**Data shown:**
»»
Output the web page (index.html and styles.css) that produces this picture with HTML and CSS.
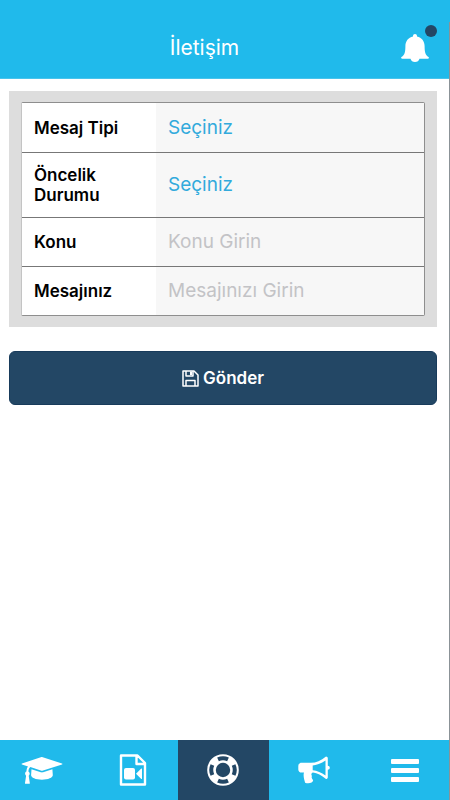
««
»»
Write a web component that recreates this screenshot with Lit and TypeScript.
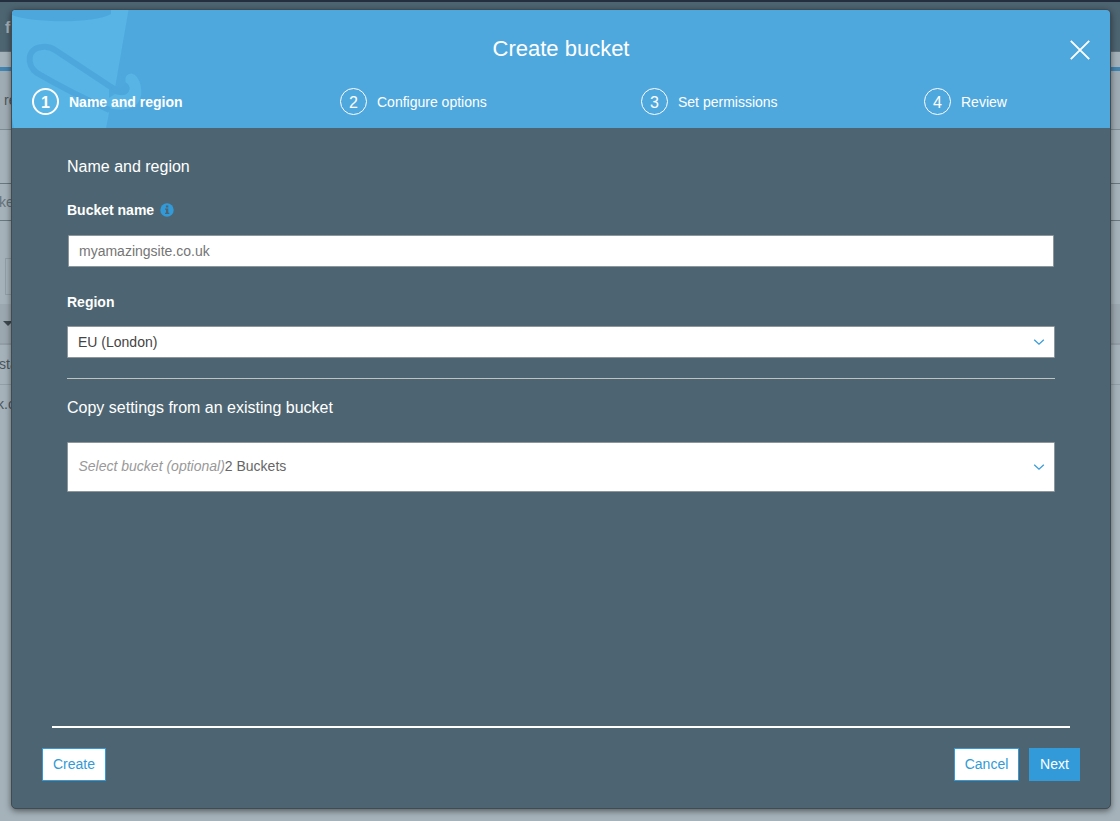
««
»»
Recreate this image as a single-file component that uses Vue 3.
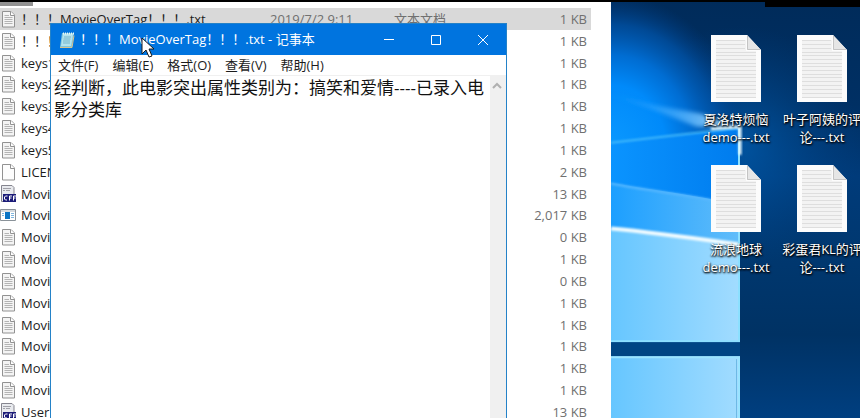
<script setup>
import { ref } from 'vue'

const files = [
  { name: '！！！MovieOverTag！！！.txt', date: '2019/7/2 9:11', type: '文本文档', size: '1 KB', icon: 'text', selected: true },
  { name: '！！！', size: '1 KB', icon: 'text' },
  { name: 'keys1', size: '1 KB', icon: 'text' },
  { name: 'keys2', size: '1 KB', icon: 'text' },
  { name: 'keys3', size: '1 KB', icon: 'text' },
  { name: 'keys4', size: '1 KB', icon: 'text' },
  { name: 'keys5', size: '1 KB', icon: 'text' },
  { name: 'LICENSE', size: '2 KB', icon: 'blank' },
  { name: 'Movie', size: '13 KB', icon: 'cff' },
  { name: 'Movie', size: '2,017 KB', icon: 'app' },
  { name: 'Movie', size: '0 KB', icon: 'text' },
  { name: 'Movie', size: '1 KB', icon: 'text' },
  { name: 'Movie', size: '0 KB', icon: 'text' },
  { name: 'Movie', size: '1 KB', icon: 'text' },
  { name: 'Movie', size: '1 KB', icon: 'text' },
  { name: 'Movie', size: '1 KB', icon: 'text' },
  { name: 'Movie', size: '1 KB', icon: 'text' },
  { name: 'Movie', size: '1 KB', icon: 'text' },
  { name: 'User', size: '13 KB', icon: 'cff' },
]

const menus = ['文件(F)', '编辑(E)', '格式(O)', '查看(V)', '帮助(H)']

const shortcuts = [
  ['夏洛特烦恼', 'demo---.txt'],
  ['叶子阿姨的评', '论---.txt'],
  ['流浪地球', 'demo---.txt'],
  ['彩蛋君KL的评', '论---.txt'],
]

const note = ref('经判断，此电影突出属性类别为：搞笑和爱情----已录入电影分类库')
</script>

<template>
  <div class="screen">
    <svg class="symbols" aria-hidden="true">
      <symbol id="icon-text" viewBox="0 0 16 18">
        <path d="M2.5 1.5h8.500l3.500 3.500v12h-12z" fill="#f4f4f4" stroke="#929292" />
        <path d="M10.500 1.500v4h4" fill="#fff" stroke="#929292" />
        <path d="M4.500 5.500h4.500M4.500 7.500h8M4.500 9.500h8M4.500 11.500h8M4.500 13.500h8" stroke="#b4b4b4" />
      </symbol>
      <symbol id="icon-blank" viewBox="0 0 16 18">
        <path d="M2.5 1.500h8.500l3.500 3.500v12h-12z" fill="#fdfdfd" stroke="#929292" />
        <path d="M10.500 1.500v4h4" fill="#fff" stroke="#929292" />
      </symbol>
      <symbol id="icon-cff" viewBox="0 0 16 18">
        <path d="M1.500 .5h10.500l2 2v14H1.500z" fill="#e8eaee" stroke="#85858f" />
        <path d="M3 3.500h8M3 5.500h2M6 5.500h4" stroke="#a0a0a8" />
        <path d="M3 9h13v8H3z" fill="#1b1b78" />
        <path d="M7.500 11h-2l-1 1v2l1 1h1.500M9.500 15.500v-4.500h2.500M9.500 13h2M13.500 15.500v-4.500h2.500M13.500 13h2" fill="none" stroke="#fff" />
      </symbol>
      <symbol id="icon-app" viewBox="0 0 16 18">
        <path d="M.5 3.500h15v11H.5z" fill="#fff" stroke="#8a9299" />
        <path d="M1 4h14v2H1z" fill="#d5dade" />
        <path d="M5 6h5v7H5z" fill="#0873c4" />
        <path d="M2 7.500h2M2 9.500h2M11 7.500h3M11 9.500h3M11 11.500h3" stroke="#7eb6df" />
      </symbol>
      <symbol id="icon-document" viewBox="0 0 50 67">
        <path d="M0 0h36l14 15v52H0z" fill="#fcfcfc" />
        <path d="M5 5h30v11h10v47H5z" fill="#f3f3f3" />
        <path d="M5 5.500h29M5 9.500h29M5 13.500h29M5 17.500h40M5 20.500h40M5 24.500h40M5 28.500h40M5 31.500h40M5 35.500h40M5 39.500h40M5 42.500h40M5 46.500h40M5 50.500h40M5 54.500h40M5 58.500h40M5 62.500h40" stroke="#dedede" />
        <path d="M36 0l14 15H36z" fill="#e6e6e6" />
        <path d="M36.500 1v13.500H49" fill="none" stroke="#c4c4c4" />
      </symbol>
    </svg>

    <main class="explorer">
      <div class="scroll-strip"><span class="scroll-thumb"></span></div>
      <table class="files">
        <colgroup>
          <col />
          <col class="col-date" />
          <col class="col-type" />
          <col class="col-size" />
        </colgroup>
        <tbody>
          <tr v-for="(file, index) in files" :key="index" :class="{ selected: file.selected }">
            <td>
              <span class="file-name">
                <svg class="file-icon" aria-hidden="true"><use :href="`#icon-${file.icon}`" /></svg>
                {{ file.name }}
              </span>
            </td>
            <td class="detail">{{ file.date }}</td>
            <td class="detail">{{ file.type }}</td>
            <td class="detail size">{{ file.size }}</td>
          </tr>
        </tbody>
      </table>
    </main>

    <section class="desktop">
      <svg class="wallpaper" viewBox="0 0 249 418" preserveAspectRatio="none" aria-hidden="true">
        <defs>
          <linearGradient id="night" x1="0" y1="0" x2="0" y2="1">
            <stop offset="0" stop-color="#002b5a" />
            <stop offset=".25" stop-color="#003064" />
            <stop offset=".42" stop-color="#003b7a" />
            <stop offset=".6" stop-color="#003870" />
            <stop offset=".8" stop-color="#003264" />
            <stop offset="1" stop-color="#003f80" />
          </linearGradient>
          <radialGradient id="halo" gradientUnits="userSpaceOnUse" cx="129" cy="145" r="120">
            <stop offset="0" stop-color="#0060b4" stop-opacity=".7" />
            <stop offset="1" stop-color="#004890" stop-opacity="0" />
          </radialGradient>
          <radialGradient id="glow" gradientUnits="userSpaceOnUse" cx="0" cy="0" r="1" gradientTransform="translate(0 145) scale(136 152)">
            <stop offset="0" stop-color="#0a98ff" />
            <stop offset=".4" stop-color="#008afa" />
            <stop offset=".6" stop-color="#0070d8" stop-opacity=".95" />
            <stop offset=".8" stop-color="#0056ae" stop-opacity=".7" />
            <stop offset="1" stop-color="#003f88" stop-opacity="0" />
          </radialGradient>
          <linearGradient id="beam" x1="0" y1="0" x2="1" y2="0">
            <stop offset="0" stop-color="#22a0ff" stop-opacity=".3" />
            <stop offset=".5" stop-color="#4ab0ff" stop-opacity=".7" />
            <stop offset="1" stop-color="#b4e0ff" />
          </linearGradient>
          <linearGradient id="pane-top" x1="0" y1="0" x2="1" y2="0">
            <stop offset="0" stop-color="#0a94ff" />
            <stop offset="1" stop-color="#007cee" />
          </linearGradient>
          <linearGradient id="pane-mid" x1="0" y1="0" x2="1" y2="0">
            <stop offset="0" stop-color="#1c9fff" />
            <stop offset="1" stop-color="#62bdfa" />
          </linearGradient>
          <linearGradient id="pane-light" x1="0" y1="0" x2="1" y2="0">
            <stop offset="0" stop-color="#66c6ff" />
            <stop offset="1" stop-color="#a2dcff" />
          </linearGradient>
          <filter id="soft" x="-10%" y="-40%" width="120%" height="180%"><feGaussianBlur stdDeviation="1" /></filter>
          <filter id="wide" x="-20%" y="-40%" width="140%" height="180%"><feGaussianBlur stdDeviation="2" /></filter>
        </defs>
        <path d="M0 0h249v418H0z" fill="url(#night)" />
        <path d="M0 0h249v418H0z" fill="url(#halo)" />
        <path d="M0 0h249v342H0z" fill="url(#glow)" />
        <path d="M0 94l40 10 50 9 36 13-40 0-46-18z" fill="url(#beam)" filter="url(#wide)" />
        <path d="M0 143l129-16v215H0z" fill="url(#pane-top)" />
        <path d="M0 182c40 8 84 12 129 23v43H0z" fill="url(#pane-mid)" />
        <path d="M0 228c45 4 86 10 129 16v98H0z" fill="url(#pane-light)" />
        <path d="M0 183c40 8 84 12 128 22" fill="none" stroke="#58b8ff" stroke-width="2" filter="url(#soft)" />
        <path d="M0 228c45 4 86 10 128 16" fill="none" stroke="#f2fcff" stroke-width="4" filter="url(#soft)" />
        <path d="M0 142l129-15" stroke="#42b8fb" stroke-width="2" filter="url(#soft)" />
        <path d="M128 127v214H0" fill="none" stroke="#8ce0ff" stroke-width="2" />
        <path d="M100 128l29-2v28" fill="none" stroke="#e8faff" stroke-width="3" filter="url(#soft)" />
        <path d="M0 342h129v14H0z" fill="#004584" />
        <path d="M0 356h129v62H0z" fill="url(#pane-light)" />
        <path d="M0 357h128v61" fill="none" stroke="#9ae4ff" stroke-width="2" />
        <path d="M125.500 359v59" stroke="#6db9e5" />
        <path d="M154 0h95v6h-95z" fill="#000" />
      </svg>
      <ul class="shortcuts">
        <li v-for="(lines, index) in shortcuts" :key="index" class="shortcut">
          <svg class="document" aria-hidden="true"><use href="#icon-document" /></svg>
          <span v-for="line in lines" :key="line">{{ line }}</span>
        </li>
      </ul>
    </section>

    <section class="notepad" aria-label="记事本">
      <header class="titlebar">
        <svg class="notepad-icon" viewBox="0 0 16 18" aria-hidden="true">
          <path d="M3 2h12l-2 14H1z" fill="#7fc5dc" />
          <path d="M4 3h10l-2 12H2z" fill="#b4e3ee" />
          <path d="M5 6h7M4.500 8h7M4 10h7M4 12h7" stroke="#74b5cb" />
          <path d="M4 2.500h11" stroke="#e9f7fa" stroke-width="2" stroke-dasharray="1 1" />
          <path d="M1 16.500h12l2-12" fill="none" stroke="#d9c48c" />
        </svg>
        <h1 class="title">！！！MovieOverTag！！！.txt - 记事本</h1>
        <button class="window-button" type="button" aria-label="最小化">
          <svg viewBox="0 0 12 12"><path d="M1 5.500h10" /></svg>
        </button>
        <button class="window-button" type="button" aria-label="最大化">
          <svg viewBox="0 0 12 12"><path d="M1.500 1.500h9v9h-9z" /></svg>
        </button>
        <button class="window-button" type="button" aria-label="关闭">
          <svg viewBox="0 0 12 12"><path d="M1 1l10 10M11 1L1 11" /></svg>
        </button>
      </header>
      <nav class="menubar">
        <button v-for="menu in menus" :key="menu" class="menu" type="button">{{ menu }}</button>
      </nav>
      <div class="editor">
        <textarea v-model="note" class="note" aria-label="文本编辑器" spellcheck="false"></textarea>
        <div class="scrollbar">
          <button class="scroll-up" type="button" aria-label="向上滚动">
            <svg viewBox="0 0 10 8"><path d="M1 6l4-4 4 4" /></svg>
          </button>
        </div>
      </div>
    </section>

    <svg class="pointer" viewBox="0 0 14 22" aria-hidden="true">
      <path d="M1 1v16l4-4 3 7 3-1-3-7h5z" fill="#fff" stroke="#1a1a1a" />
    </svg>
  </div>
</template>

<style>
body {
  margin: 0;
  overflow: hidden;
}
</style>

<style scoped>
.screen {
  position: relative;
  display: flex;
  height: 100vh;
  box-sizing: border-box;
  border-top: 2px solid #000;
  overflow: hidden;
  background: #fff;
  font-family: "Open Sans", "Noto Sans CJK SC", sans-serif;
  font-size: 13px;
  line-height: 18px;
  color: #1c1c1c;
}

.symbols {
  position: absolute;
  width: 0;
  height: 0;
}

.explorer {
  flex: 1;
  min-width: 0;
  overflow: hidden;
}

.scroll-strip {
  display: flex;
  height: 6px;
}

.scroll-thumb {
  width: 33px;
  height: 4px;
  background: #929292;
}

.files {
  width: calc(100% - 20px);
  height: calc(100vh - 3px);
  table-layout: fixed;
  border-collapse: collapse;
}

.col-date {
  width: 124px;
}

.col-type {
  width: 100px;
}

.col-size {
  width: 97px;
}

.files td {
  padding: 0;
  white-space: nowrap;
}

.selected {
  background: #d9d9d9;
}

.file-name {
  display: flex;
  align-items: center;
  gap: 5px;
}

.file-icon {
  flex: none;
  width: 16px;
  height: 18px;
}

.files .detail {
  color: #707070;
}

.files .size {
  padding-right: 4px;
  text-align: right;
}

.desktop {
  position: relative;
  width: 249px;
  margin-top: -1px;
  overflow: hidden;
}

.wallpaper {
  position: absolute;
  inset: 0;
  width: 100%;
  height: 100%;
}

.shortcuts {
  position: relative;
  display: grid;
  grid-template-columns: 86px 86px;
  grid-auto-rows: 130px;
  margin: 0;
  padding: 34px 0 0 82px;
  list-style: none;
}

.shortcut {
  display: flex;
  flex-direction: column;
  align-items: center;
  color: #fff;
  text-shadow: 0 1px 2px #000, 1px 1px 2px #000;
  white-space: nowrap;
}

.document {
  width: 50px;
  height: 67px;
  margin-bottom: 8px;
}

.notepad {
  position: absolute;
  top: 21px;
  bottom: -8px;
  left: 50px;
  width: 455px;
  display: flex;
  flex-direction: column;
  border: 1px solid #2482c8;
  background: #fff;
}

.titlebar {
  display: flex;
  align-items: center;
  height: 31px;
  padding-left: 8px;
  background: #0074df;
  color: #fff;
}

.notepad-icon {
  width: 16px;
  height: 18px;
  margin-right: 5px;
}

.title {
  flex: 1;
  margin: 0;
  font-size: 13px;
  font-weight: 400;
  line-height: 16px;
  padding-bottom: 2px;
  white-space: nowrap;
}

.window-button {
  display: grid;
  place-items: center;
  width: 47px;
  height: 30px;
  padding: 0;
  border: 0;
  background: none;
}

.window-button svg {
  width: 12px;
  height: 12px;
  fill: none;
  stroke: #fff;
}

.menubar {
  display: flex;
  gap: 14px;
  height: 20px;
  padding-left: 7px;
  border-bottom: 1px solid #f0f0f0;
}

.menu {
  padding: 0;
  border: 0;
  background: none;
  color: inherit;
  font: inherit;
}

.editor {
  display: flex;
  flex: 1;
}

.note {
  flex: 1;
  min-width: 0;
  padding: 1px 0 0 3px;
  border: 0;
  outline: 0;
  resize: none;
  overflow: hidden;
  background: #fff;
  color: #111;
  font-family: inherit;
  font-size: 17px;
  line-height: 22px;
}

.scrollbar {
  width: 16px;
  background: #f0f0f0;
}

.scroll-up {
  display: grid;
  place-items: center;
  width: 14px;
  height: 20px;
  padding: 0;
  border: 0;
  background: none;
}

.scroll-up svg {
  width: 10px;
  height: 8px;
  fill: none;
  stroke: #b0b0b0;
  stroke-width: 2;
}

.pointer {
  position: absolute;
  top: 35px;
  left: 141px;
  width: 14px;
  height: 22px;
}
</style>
««
**Objective:** Report how many lines in this data include the string "index", and nothing else.

**The response:** 3